[PROBLEM TO WORK ON]: Without including the pictures, copy out every line below.

[DATASET EXTRACT]:
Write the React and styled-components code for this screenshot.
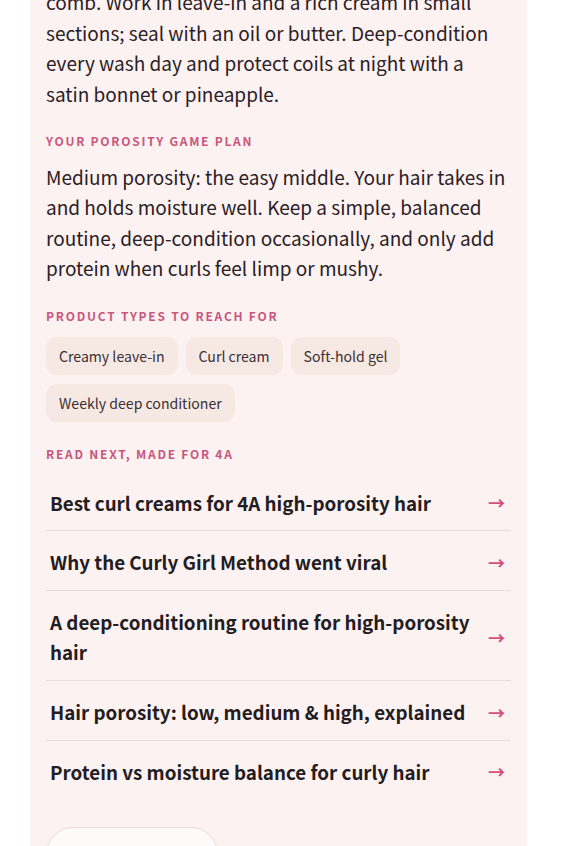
import React, { useLayoutEffect, useRef } from 'react';
import styled, { createGlobalStyle } from 'styled-components';

const GlobalStyle = createGlobalStyle`
  html { overflow-y: scroll; }
  html::-webkit-scrollbar { width: 15px; background: #ffffff; }
  html::-webkit-scrollbar-thumb {
    background: #8c8c8c;
    border-radius: 8px;
    border: 3px solid #ffffff;
    border-left-width: 4px;
  }
  body {
    margin: 0;
    background: #ffffff;
    font-family: "Noto Sans CJK KR", "Noto Sans", sans-serif;
    color: #2a2025;
  }
  * { box-sizing: border-box; }
`;

const Page = styled.main`
  width: 497px;
  margin-left: 30px;
  padding: 24px 0 48px;
  display: flex;
  flex-direction: column;
  gap: 24px;
`;

const Card = styled.section`
  background: #fcf2f1;
  border-radius: 20px;
  padding: 28px 16px 32px;
`;

const Eyebrow = styled.div`
  font-size: 12px;
  line-height: 18px;
  font-weight: 600;
  letter-spacing: 1.75px;
  text-transform: uppercase;
  color: #c9577d;
  margin-bottom: 12px;
`;

const Title = styled.h1`
  font-size: 30px;
  line-height: 38px;
  font-weight: 800;
  margin: 0 0 10px;
  color: #231c22;
`;

const Section = styled.div`
  margin-top: 23px;
`;

const Body = styled.p`
  margin: 0;
  font-size: 19px;
  line-height: 30.4px;
  color: #2a2025;
`;

const Stats = styled.div`
  display: grid;
  grid-template-columns: repeat(3, 1fr);
  gap: 10px;
  margin-top: 20px;
`;

const Stat = styled.div`
  background: #ffffff;
  border-radius: 14px;
  padding: 14px 12px;
  display: flex;
  flex-direction: column;
  gap: 4px;
`;

const StatLabel = styled.span`
  font-size: 11px;
  letter-spacing: 1px;
  text-transform: uppercase;
  color: #9a7f88;
`;

const StatValue = styled.span`
  font-size: 20px;
  font-weight: 700;
  color: #231c22;
`;

const Chips = styled.div`
  display: flex;
  flex-wrap: wrap;
  gap: 9px 8px;
  margin-top: ${p => (p.$spaced ? 14 : 0)}px;
`;

const Chip = styled.span`
  display: inline-flex;
  align-items: center;
  height: 38px;
  padding: 0 13px;
  border-radius: 11px;
  background: #f6e9e4;
  font-size: 14.1px;
  color: #3a2f33;
`;

const LinkList = styled.ul`
  list-style: none;
  margin: -3px 0 0;
  padding: 0;
`;

const LinkRow = styled.li`
  display: flex;
  align-items: center;
  justify-content: space-between;
  gap: 12px;
  padding: 16px 6px 12px 4px;
  border-bottom: ${p => (p.$last ? 'none' : '1px solid #ebdcdc')};
`;

const LinkText = styled.span`
  font-size: 18.8px;
  line-height: 30.6px;
  font-weight: 700;
  color: #231c22;
`;

const Arrow = styled.span`
  flex: none;
  font-size: 17px;
  font-weight: 700;
  color: #d4507c;
`;

const OutlineButton = styled.button`
  margin-top: 28px;
  height: 54px;
  padding: 0 28px;
  border-radius: 999px;
  border: 1px solid #ebdada;
  background: #fffafa;
  font-family: inherit;
  font-size: 15px;
  font-weight: 600;
  color: #3a2f33;
`;

const TypeCard = styled.article`
  background: #fcf2f1;
  border-radius: 20px;
  padding: 24px 16px;
`;

const TypeHead = styled.h2`
  font-size: 22px;
  font-weight: 800;
  margin: 0 0 8px;
  color: #231c22;
`;

const plan =
  'Medium porosity: the easy middle. Your hair takes in and holds moisture well. Keep a simple, balanced routine, deep-condition occasionally, and only add protein when curls feel limp or mushy.';

const products = ['Creamy leave-in', 'Curl cream', 'Soft-hold gel', 'Weekly deep conditioner'];

const reads = [
  'Best curl creams for 4A high-porosity hair',
  'Why the Curly Girl Method went viral',
  'A deep-conditioning routine for high-porosity hair',
  'Hair porosity: low, medium & high, explained',
  'Protein vs moisture balance for curly hair',
];

const types = [
  '2A', '2B', '2C', '3A', '3B', '3C', '4A', '4B', '4C',
  'Low porosity', 'Medium porosity', 'High porosity', 'Fine strands', 'Coarse strands', 'Thick density',
];

export default function App() {
  const anchor = useRef(null);

  useLayoutEffect(() => {
    if (!anchor.current) return;
    const top = anchor.current.getBoundingClientRect().top + window.scrollY;
    window.scrollTo(0, top - 132);
  }, []);

  return (
    <>
      <GlobalStyle />
      <Page>
        <Card>
          <Eyebrow>Your curl profile</Eyebrow>
          <Title>4A coils, medium porosity</Title>
          <Body>
            Tight, springy S-shaped coils with plenty of shrinkage. Here is what that means for your wash day.
          </Body>
          <Stats>
            <Stat>
              <StatLabel>Curl type</StatLabel>
              <StatValue>4A</StatValue>
            </Stat>
            <Stat>
              <StatLabel>Porosity</StatLabel>
              <StatValue>Medium</StatValue>
            </Stat>
            <Stat>
              <StatLabel>Density</StatLabel>
              <StatValue>Thick</StatValue>
            </Stat>
          </Stats>

          <Section>
            <Eyebrow>Your 4A routine</Eyebrow>
            <Body>
              Your 4A coils are springy and thirsty, so moisture comes first. Detangle only on soaking-wet hair,
              using your fingers or a wide-tooth
              <br />
              comb. Work in leave-in and a rich cream in small sections; seal with an oil or butter. Deep-condition
              every wash day and protect coils at night with a satin bonnet or pineapple.
            </Body>
          </Section>

          <Section ref={anchor}>
            <Eyebrow>Your porosity game plan</Eyebrow>
            <Body>{plan}</Body>
          </Section>

          <Section>
            <Eyebrow>Product types to reach for</Eyebrow>
            <Chips>
              {products.map(p => (
                <Chip key={p}>{p}</Chip>
              ))}
            </Chips>
          </Section>

          <Section>
            <Eyebrow>Read next, made for 4A</Eyebrow>
            <LinkList>
              {reads.map((r, i) => (
                <LinkRow key={r} $last={i === reads.length - 1}>
                  <LinkText>{r}</LinkText>
                  <Arrow>→</Arrow>
                </LinkRow>
              ))}
            </LinkList>
          </Section>

          <OutlineButton>Retake the quiz</OutlineButton>
        </Card>

        {types.map(t => (
          <TypeCard key={t}>
            <Eyebrow>Curl guide</Eyebrow>
            <TypeHead>{t}</TypeHead>
            <Body>
              A quick look at how {t} hair behaves, what it needs on wash day, and the styling habits that help it
              hold shape, shine and definition for longer between washes. Keep routines gentle and consistent.
            </Body>
            <Chips $spaced>
              <Chip>Wash day</Chip>
              <Chip>Styling</Chip>
              <Chip>Night care</Chip>
            </Chips>
          </TypeCard>
        ))}
      </Page>
    </>
  );
}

[RESPONSE TO THE TASK]:
Write the React and styled-components code for this screenshot.
import React, { useLayoutEffect, useRef } from 'react';
import styled, { createGlobalStyle } from 'styled-components';

const GlobalStyle = createGlobalStyle`
  html { overflow-y: scroll; }
  html::-webkit-scrollbar { width: 15px; background: #ffffff; }
  html::-webkit-scrollbar-thumb {
    background: #8c8c8c;
    border-radius: 8px;
    border: 3px solid #ffffff;
    border-left-width: 4px;
  }
  body {
    margin: 0;
    background: #ffffff;
    font-family: "Noto Sans CJK KR", "Noto Sans", sans-serif;
    color: #2a2025;
  }
  * { box-sizing: border-box; }
`;

const Page = styled.main`
  width: 497px;
  margin-left: 30px;
  padding: 24px 0 48px;
  display: flex;
  flex-direction: column;
  gap: 24px;
`;

const Card = styled.section`
  background: #fcf2f1;
  border-radius: 20px;
  padding: 28px 16px 32px;
`;

const Eyebrow = styled.div`
  font-size: 12px;
  line-height: 18px;
  font-weight: 600;
  letter-spacing: 1.75px;
  text-transform: uppercase;
  color: #c9577d;
  margin-bottom: 12px;
`;

const Title = styled.h1`
  font-size: 30px;
  line-height: 38px;
  font-weight: 800;
  margin: 0 0 10px;
  color: #231c22;
`;

const Section = styled.div`
  margin-top: 23px;
`;

const Body = styled.p`
  margin: 0;
  font-size: 19px;
  line-height: 30.4px;
  color: #2a2025;
`;

const Stats = styled.div`
  display: grid;
  grid-template-columns: repeat(3, 1fr);
  gap: 10px;
  margin-top: 20px;
`;

const Stat = styled.div`
  background: #ffffff;
  border-radius: 14px;
  padding: 14px 12px;
  display: flex;
  flex-direction: column;
  gap: 4px;
`;

const StatLabel = styled.span`
  font-size: 11px;
  letter-spacing: 1px;
  text-transform: uppercase;
  color: #9a7f88;
`;

const StatValue = styled.span`
  font-size: 20px;
  font-weight: 700;
  color: #231c22;
`;

const Chips = styled.div`
  display: flex;
  flex-wrap: wrap;
  gap: 9px 8px;
  margin-top: ${p => (p.$spaced ? 14 : 0)}px;
`;

const Chip = styled.span`
  display: inline-flex;
  align-items: center;
  height: 38px;
  padding: 0 13px;
  border-radius: 11px;
  background: #f6e9e4;
  font-size: 14.1px;
  color: #3a2f33;
`;

const LinkList = styled.ul`
  list-style: none;
  margin: -3px 0 0;
  padding: 0;
`;

const LinkRow = styled.li`
  display: flex;
  align-items: center;
  justify-content: space-between;
  gap: 12px;
  padding: 16px 6px 12px 4px;
  border-bottom: ${p => (p.$last ? 'none' : '1px solid #ebdcdc')};
`;

const LinkText = styled.span`
  font-size: 18.8px;
  line-height: 30.6px;
  font-weight: 700;
  color: #231c22;
`;

const Arrow = styled.span`
  flex: none;
  font-size: 17px;
  font-weight: 700;
  color: #d4507c;
`;

const OutlineButton = styled.button`
  margin-top: 28px;
  height: 54px;
  padding: 0 28px;
  border-radius: 999px;
  border: 1px solid #ebdada;
  background: #fffafa;
  font-family: inherit;
  font-size: 15px;
  font-weight: 600;
  color: #3a2f33;
`;

const TypeCard = styled.article`
  background: #fcf2f1;
  border-radius: 20px;
  padding: 24px 16px;
`;

const TypeHead = styled.h2`
  font-size: 22px;
  font-weight: 800;
  margin: 0 0 8px;
  color: #231c22;
`;

const plan =
  'Medium porosity: the easy middle. Your hair takes in and holds moisture well. Keep a simple, balanced routine, deep-condition occasionally, and only add protein when curls feel limp or mushy.';

const products = ['Creamy leave-in', 'Curl cream', 'Soft-hold gel', 'Weekly deep conditioner'];

const reads = [
  'Best curl creams for 4A high-porosity hair',
  'Why the Curly Girl Method went viral',
  'A deep-conditioning routine for high-porosity hair',
  'Hair porosity: low, medium & high, explained',
  'Protein vs moisture balance for curly hair',
];

const types = [
  '2A', '2B', '2C', '3A', '3B', '3C', '4A', '4B', '4C',
  'Low porosity', 'Medium porosity', 'High porosity', 'Fine strands', 'Coarse strands', 'Thick density',
];

export default function App() {
  const anchor = useRef(null);

  useLayoutEffect(() => {
    if (!anchor.current) return;
    const top = anchor.current.getBoundingClientRect().top + window.scrollY;
    window.scrollTo(0, top - 132);
  }, []);

  return (
    <>
      <GlobalStyle />
      <Page>
        <Card>
          <Eyebrow>Your curl profile</Eyebrow>
          <Title>4A coils, medium porosity</Title>
          <Body>
            Tight, springy S-shaped coils with plenty of shrinkage. Here is what that means for your wash day.
          </Body>
          <Stats>
            <Stat>
              <StatLabel>Curl type</StatLabel>
              <StatValue>4A</StatValue>
            </Stat>
            <Stat>
              <StatLabel>Porosity</StatLabel>
              <StatValue>Medium</StatValue>
            </Stat>
            <Stat>
              <StatLabel>Density</StatLabel>
              <StatValue>Thick</StatValue>
            </Stat>
          </Stats>

          <Section>
            <Eyebrow>Your 4A routine</Eyebrow>
            <Body>
              Your 4A coils are springy and thirsty, so moisture comes first. Detangle only on soaking-wet hair,
              using your fingers or a wide-tooth
              <br />
              comb. Work in leave-in and a rich cream in small sections; seal with an oil or butter. Deep-condition
              every wash day and protect coils at night with a satin bonnet or pineapple.
            </Body>
          </Section>

          <Section ref={anchor}>
            <Eyebrow>Your porosity game plan</Eyebrow>
            <Body>{plan}</Body>
          </Section>

          <Section>
            <Eyebrow>Product types to reach for</Eyebrow>
            <Chips>
              {products.map(p => (
                <Chip key={p}>{p}</Chip>
              ))}
            </Chips>
          </Section>

          <Section>
            <Eyebrow>Read next, made for 4A</Eyebrow>
            <LinkList>
              {reads.map((r, i) => (
                <LinkRow key={r} $last={i === reads.length - 1}>
                  <LinkText>{r}</LinkText>
                  <Arrow>→</Arrow>
                </LinkRow>
              ))}
            </LinkList>
          </Section>

          <OutlineButton>Retake the quiz</OutlineButton>
        </Card>

        {types.map(t => (
          <TypeCard key={t}>
            <Eyebrow>Curl guide</Eyebrow>
            <TypeHead>{t}</TypeHead>
            <Body>
              A quick look at how {t} hair behaves, what it needs on wash day, and the styling habits that help it
              hold shape, shine and definition for longer between washes. Keep routines gentle and consistent.
            </Body>
            <Chips $spaced>
              <Chip>Wash day</Chip>
              <Chip>Styling</Chip>
              <Chip>Night care</Chip>
            </Chips>
          </TypeCard>
        ))}
      </Page>
    </>
  );
}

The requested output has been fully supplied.